Nobody can answer that question for you.  There is not, I’m my opinion, a way to define success for another person.  It’s subjective.  One person may think that it’s having a fluffy title “earning” over  $8,000 a month.  Someone else might think that it’s having a big house filled with flashy items and an expensive car.  It’s nearly always tied to wealth and/or quantity/quality of possessions.  That’s odd.  What are we talking about here?  Successful at what, our Job?  How we earn money?  How much we make?  I think that it’s really tied to your happiness.  Would it surprise me if most people who feel successful are also feeling the need to buy more things to improve their lives?  They are probably carrying an amount of debt proportionate to their income.  “The more you make, the more you spend” they say.  That is one of the stupidest things I’ve ever heard and it’s considered the norm.

Every time we have run into a new life event, we wondered, how are we going to be able to afford this?  On paper we make more than enough to cover the bills but it’s always close in reality.  Having a kid, buying a second house with a higher mortgage, having another kid; these things do add expense to a fixed income, which is what I believe we are all really on.  We made it work.  Made a little more money over the years finding creative ways to bring in more cash.

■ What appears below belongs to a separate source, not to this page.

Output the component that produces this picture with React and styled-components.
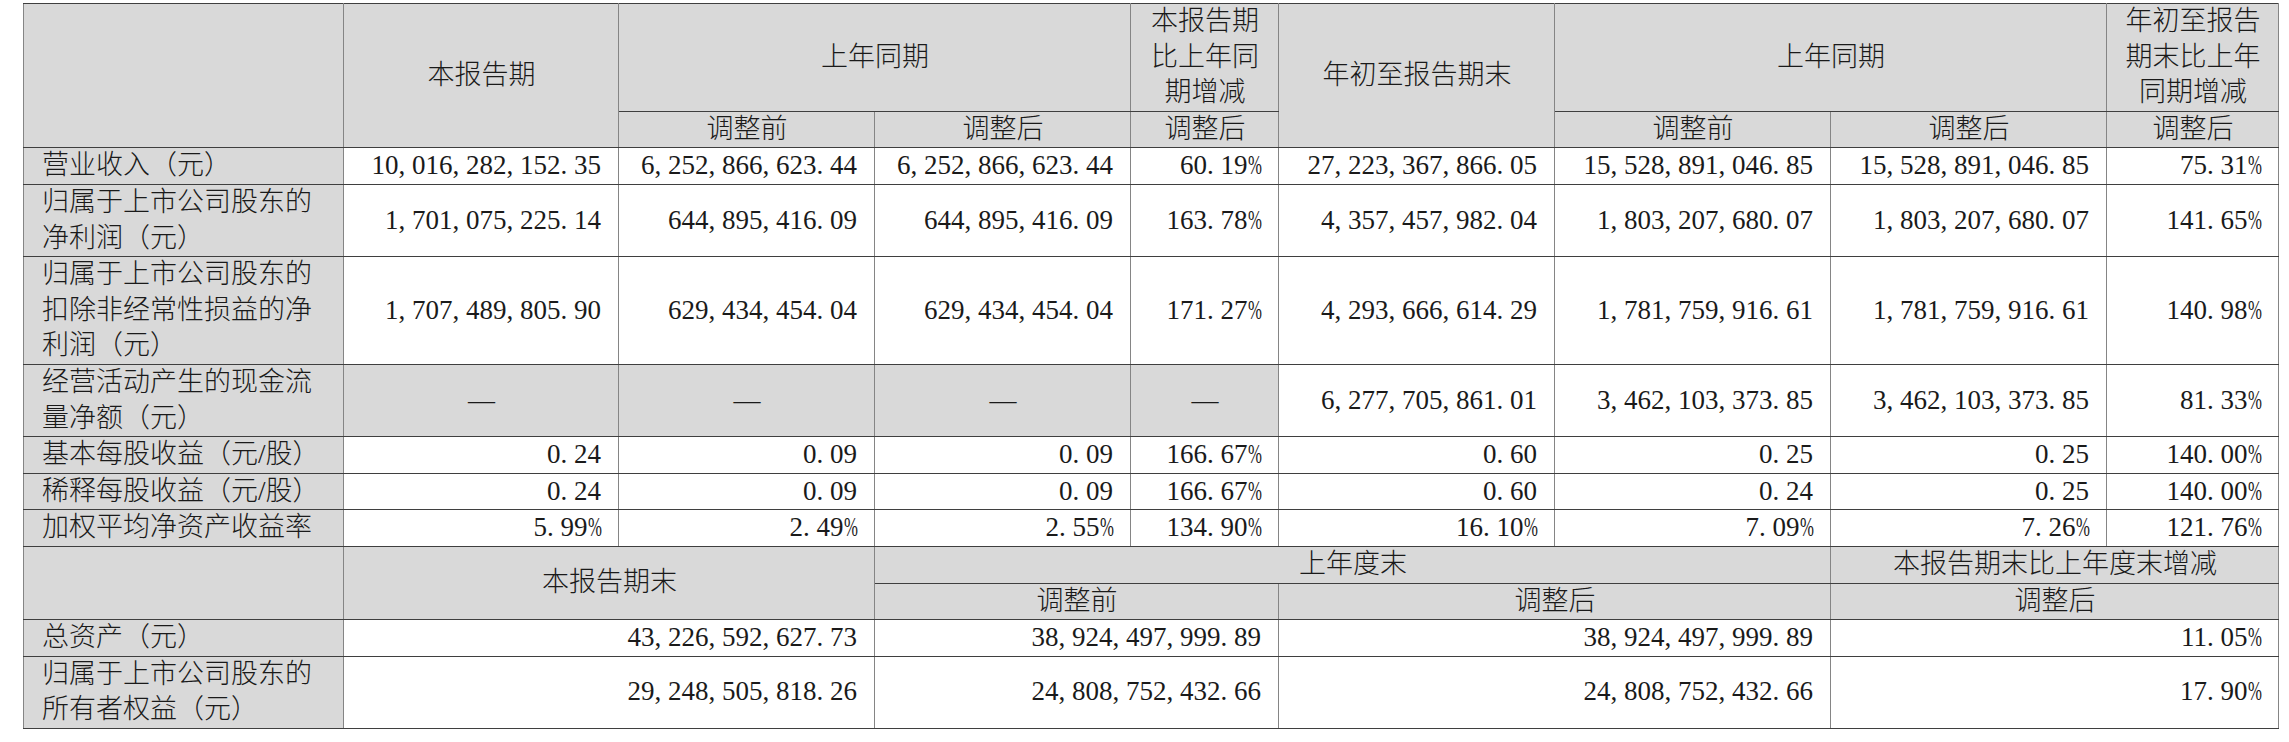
import React from "react";
import styled, { createGlobalStyle } from "styled-components";

const GlobalStyle = createGlobalStyle`
    body{
        margin: 0;
        background: #FFFFFF;
    }
`;

const widths = [320, 275, 256, 256, 148, 276, 276, 276, 172];

const periodRows = [
    { label: ["营业收入（元）"], values: ["10,016,282,152.35", "6,252,866,623.44", "6,252,866,623.44", "60.19%", "27,223,367,866.05", "15,528,891,046.85", "15,528,891,046.85", "75.31%"] },
    { label: ["归属于上市公司股东的", "净利润（元）"], values: ["1,701,075,225.14", "644,895,416.09", "644,895,416.09", "163.78%", "4,357,457,982.04", "1,803,207,680.07", "1,803,207,680.07", "141.65%"] },
    { label: ["归属于上市公司股东的", "扣除非经常性损益的净", "利润（元）"], values: ["1,707,489,805.90", "629,434,454.04", "629,434,454.04", "171.27%", "4,293,666,614.29", "1,781,759,916.61", "1,781,759,916.61", "140.98%"] },
    { label: ["经营活动产生的现金流", "量净额（元）"], values: ["—", "—", "—", "—", "6,277,705,861.01", "3,462,103,373.85", "3,462,103,373.85", "81.33%"] },
    { label: ["基本每股收益（元/股）"], values: ["0.24", "0.09", "0.09", "166.67%", "0.60", "0.25", "0.25", "140.00%"] },
    { label: ["稀释每股收益（元/股）"], values: ["0.24", "0.09", "0.09", "166.67%", "0.60", "0.24", "0.25", "140.00%"] },
    { label: ["加权平均净资产收益率"], values: ["5.99%", "2.49%", "2.55%", "134.90%", "16.10%", "7.09%", "7.26%", "121.76%"] },
];

const balanceRows = [
    { label: ["总资产（元）"], values: ["43,226,592,627.73", "38,924,497,999.89", "38,924,497,999.89", "11.05%"] },
    { label: ["归属于上市公司股东的", "所有者权益（元）"], values: ["29,248,505,818.26", "24,808,752,432.66", "24,808,752,432.66", "17.90%"] },
];

// halfwidth punctuation gets the same cell width as a digit, like the PDF's SimSun
function Num({ v }) {
    return (
        <>
            {v.split(/([,.%])/).filter(Boolean).map((part, i) =>
                /[,.%]/.test(part)
                    ? <Narrow key={i} $pct={part === "%"}>{part}</Narrow>
                    : part
            )}
        </>
    );
}

function Lines({ lines }) {
    return lines.map((l, i) => (
        <React.Fragment key={i}>
            {i > 0 && <br />}
            {l}
        </React.Fragment>
    ));
}

export default function App() {
    return (
        <Page>
            <GlobalStyle />
            <Sheet>
                <colgroup>
                    {widths.map((w, i) => <col key={i} style={{ width: w }} />)}
                </colgroup>
                <tbody>
                    <tr>
                        <Cell $head rowSpan={2}></Cell>
                        <Cell $head $align="center" rowSpan={2}>本报告期</Cell>
                        <Cell $head $align="center" colSpan={2}>上年同期</Cell>
                        <Cell $head $align="center"><Lines lines={["本报告期", "比上年同", "期增减"]} /></Cell>
                        <Cell $head $align="center" rowSpan={2}>年初至报告期末</Cell>
                        <Cell $head $align="center" colSpan={2}>上年同期</Cell>
                        <Cell $head $align="center"><Lines lines={["年初至报告", "期末比上年", "同期增减"]} /></Cell>
                    </tr>
                    <tr>
                        <Cell $head $align="center">调整前</Cell>
                        <Cell $head $align="center">调整后</Cell>
                        <Cell $head $align="center">调整后</Cell>
                        <Cell $head $align="center">调整前</Cell>
                        <Cell $head $align="center">调整后</Cell>
                        <Cell $head $align="center">调整后</Cell>
                    </tr>
                    {periodRows.map((row, r) => (
                        <tr key={r}>
                            <Cell $head><Lines lines={row.label} /></Cell>
                            {row.values.map((v, c) =>
                                v === "—"
                                    ? <Cell key={c} $head $align="center">—</Cell>
                                    : <Cell key={c} $align="right"><Num v={v} /></Cell>
                            )}
                        </tr>
                    ))}
                    <tr>
                        <Cell $head rowSpan={2}></Cell>
                        <Cell $head $align="center" colSpan={2} rowSpan={2}>本报告期末</Cell>
                        <Cell $head $align="center" colSpan={4}>上年度末</Cell>
                        <Cell $head $align="center" colSpan={2}>本报告期末比上年度末增减</Cell>
                    </tr>
                    <tr>
                        <Cell $head $align="center" colSpan={2}>调整前</Cell>
                        <Cell $head $align="center" colSpan={2}>调整后</Cell>
                        <Cell $head $align="center" colSpan={2}>调整后</Cell>
                    </tr>
                    {balanceRows.map((row, r) => (
                        <tr key={r}>
                            <Cell $head><Lines lines={row.label} /></Cell>
                            {row.values.map((v, c) => (
                                <Cell key={c} $align="right" colSpan={2}><Num v={v} /></Cell>
                            ))}
                        </tr>
                    ))}
                </tbody>
            </Sheet>
        </Page>
    );
}

const Page = styled.div`
    padding: 3px 10px 0 23px;
`;

const Sheet = styled.table`
    width: 2256px;
    table-layout: fixed;
    border-collapse: collapse;
    font-family: "Liberation Serif", "Noto Sans CJK SC", serif;
    font-size: 27px;
    font-weight: 300;
    color: #1A1A1A;
`;

const Cell = styled.td`
    height: 35px;
    padding: 0 17px 0 18px;
    line-height: 35.6px;
    vertical-align: middle;
    white-space: nowrap;
    overflow: hidden;
    text-align: ${(p) => p.$align || "left"};
    background: ${(p) => (p.$head ? "#D9D9D9" : "#FFFFFF")};
    border-top: 1px solid #3F3F3F;
    border-bottom: 1px solid #3F3F3F;
    border-left: 1px solid #858585;
    border-right: 1px solid #858585;
`;

const Narrow = styled.span`
    display: inline-block;
    width: 0.5em;
    text-align: left;
    ${(p) => p.$pct && `
        transform: scaleX(0.62);
        transform-origin: left center;
    `}
`;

We found creative ways to save money on the basic human needs and cut some luxuries.  The funny thing is that living a more basic life feels better.  Life did seem different back in the day where you had to call a friends house and hope that they were home since there were no cell phones.  I’m not planning on dumping my cheap phone plan but things did seem different back then.  Maybe because I was 10, but maybe not.

Looking back on that, I wish that I was saving much more back before those life events.  Those events showed me how much we were wasting all that time before them.  I wish someone told me that it would be smart to pretend you had kids in daycare and put that money aside, before you actually have kids in daycare.  Before buying a new house it would have been nice to double your current mortgage to see what it’s like to take it all on.

To me, success would be living debt free and enjoying life.  Catching your mistakes early on with knowledge sets you up for success exponentially more than floundering through life.  Building on those mistakes.  Being ready for that one next time.  Having no debt means that you only have to make enough to cover your basic human needs.  I don’t care more about the things I own than having control over my life by not having to work 40+ hours a week to live.

Does the big shot executive have the luxury of doing whatever the hell they want every day of the week?  Maybe.  If the don’t keep their debt from climbing to match their earnings.  If they don’t think owning expensive, nice things, is critical to happiness or even important in anyway.  Maybe those ones are successful.

Sharing experiences with those I choose to be around is more important to me than owning objects.  This is a lifestyle that I’ve been really interested in for only about six months now but it makes 100% sense to me.  Do you care more about your things and earning money than your life?

Living more simply doesn’t need to be, only owning 50 total possessions, or really even going without.  You just find different ways to do things.  It’s fun to get creative with it.  When you do want to, it feels great to just get rid of shit in your house that you never use.  I think clutter is stress.  It’s more to think about, and clean.

Success, to me is being able to live far enough below your means to have full control over your life, and, be able to do whatever the hell you want.